Nelson Veilleux

Personal information
- Born: January 5, 1967 (age 59) Montreal, Quebec, Canada

Professional wrestling career
- Ring name(s): Nelson Veilleux Le Trapper Brick Crawford Bob Crawford Rick Crawford
- Billed height: 5 ft 8 in (1.73 m)
- Billed weight: 246 lb (112 kg; 17.6 st)
- Trained by: Édouard Carpentier Frenchy Martin
- Debut: 1985
- Retired: 2008

= Nelson Veilleux =

Canadian retired professional wrestler (born 1967)

Nelson Veilleux (born January 5, 1967) is a retired Canadian professional wrestler who spent his career in Quebec, New Brunswick, England and the World Wrestling Federation.

==Career==
Veilleux began his wrestling career in Montreal for Lutte International in 1985. Later that year he worked for the World Wrestling Federation (WWF) when they had shows in Montreal, Toronto, and Brantford, Ontario. Veillex worked for the WWF until 1990 having matches against Iron Sheik, Nikolai Volkoff, Randy Savage, Bret Hart, Jake Roberts, Harley Race and Mr. Perfect. Later he worked in New York and New England. He also worked for Grand Prix Wrestling in New Brunswick.

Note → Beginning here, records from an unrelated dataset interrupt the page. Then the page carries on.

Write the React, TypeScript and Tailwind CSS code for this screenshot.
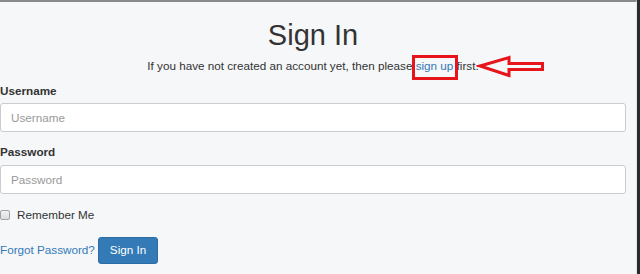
export default function App() {
  return (
    <div className="w-[640px] h-[274px] overflow-hidden bg-[#2b2b2b] font-['Liberation_Sans',Arial,sans-serif] text-[#333]">
      <div className="w-[637px] h-[274px] border-t-2 border-[#8a8a8a] bg-[#f6f7f9] border-r border-r-[#e4e6e9] flex">
        <div className="w-[626px] flex flex-col">
          {/* Header */}
          <h1 className="mt-[17px] text-center text-[29px] leading-[32px]">Sign In</h1>
          <p className="relative mt-[7px] text-center text-[11.7px] leading-[16.7px]">
            If you have not created an account yet, then please{' '}
            <span className="relative inline-block">
              <a href="#" className="text-[#337ab7]">sign up</a>
              <span className="absolute -top-[3px] -bottom-[5px] -left-[4px] -right-[5px] border-[3px] border-[#e8141c]" />
            </span>{' '}
            first.
            <svg
              className="absolute left-[476px] top-[-4px]"
              width="72"
              height="26"
              viewBox="0 0 72 26"
              fill="none"
            >
              <path d="M1 12 L4 12" stroke="#e8141c" strokeWidth="1" />
              <polygon
                points="4,12 33,3.5 33,9.5 66.5,9.5 66.5,15.5 33,15.5 33,21.5"
                stroke="#e8141c"
                strokeWidth="3"
                strokeLinejoin="miter"
              />
            </svg>
          </p>

          {/* Form */}
          <form className="mt-[8px] flex flex-col text-[11.7px] leading-[16.7px]">
            <label className="font-bold">Username</label>
            <input
              placeholder="Username"
              className="mt-[4px] h-[29px] w-full rounded-[3px] border border-[#ccc] bg-white px-[10px] placeholder:text-[#999] outline-none"
            />
            <label className="mt-[12px] font-bold">Password</label>
            <input
              type="password"
              placeholder="Password"
              className="mt-[4px] h-[29px] w-full rounded-[3px] border border-[#ccc] bg-white px-[10px] placeholder:text-[#999] outline-none"
            />
            <div className="mt-[13px] flex items-center gap-[7px]">
              <span className="h-[10px] w-[10px] rounded-[2px] border border-[#a3a3a3] bg-gradient-to-b from-[#f2f2f2] to-[#dcdcdc]" />
              <span>Remember Me</span>
            </div>
            <div className="mt-[13px] flex items-center gap-[3px]">
              <a href="#" className="text-[#337ab7]">Forgot Password?</a>
              <button
                type="button"
                className="h-[27px] rounded-[3px] border border-[#2e6da4] bg-[#337ab7] px-[11px] text-white"
              >
                Sign In
              </button>
            </div>
          </form>
        </div>
      </div>
    </div>
  );
}
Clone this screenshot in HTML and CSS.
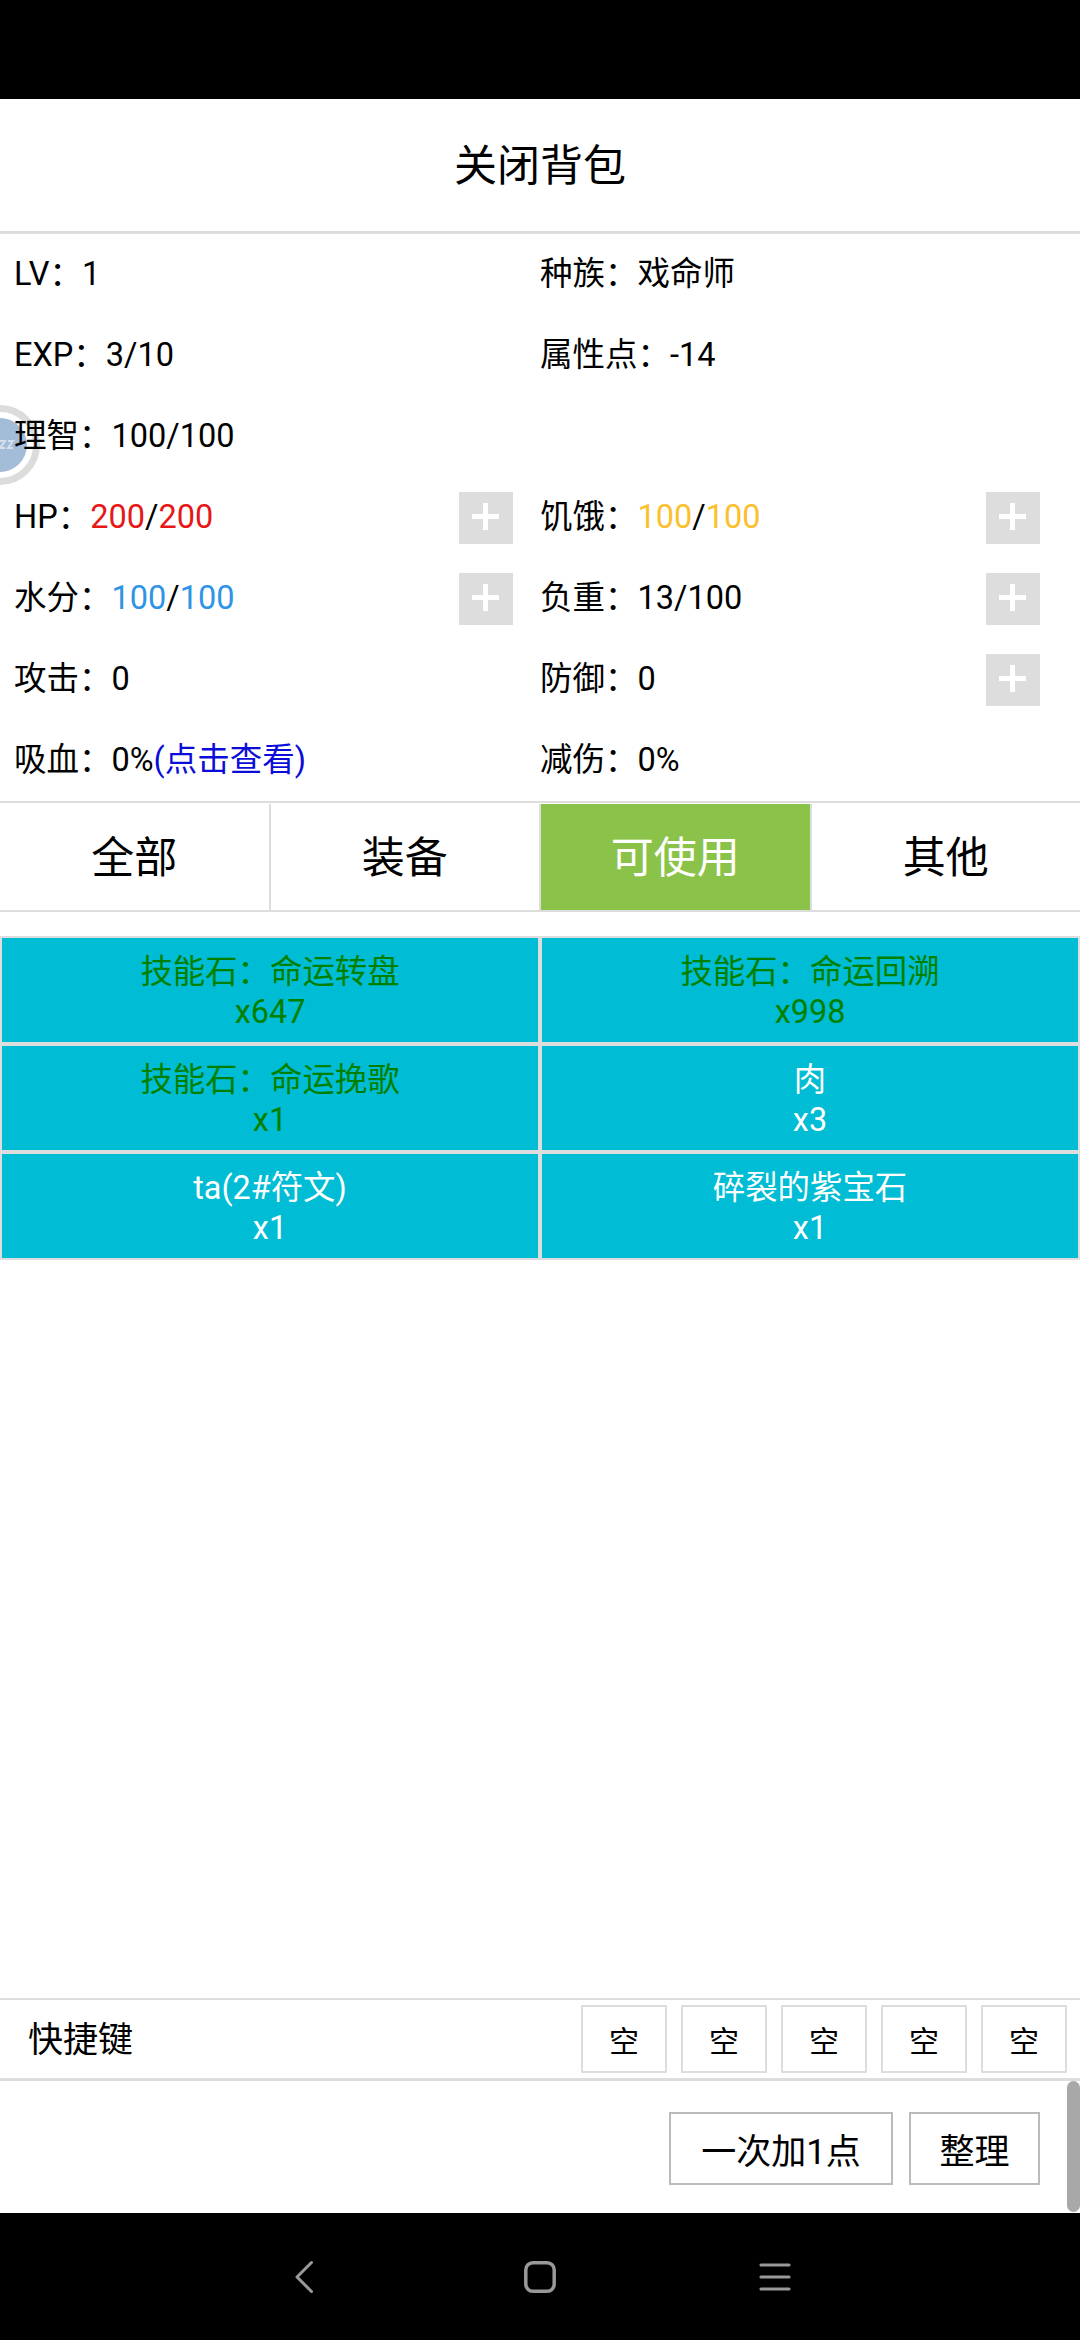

From 1991 to 1992 Veilleux worked in England for All-Star Wrestling as Brick Crawford.

He also teamed with Pierre Carl Ouellet in South Africa and Germany.

Veilleux appeared on a house show for World Championship Wrestling in Montreal where he defeated Sunny War Cloud.

Later in his career, Veilleux stayed in Quebec working in the independents such as Northern Championship Wrestling in Montreal. In 2006, Veilleux became a two-time SWR International Champion. During his second reign, he held the title for nearly a year for 363 days. He retired from wrestling in 2008.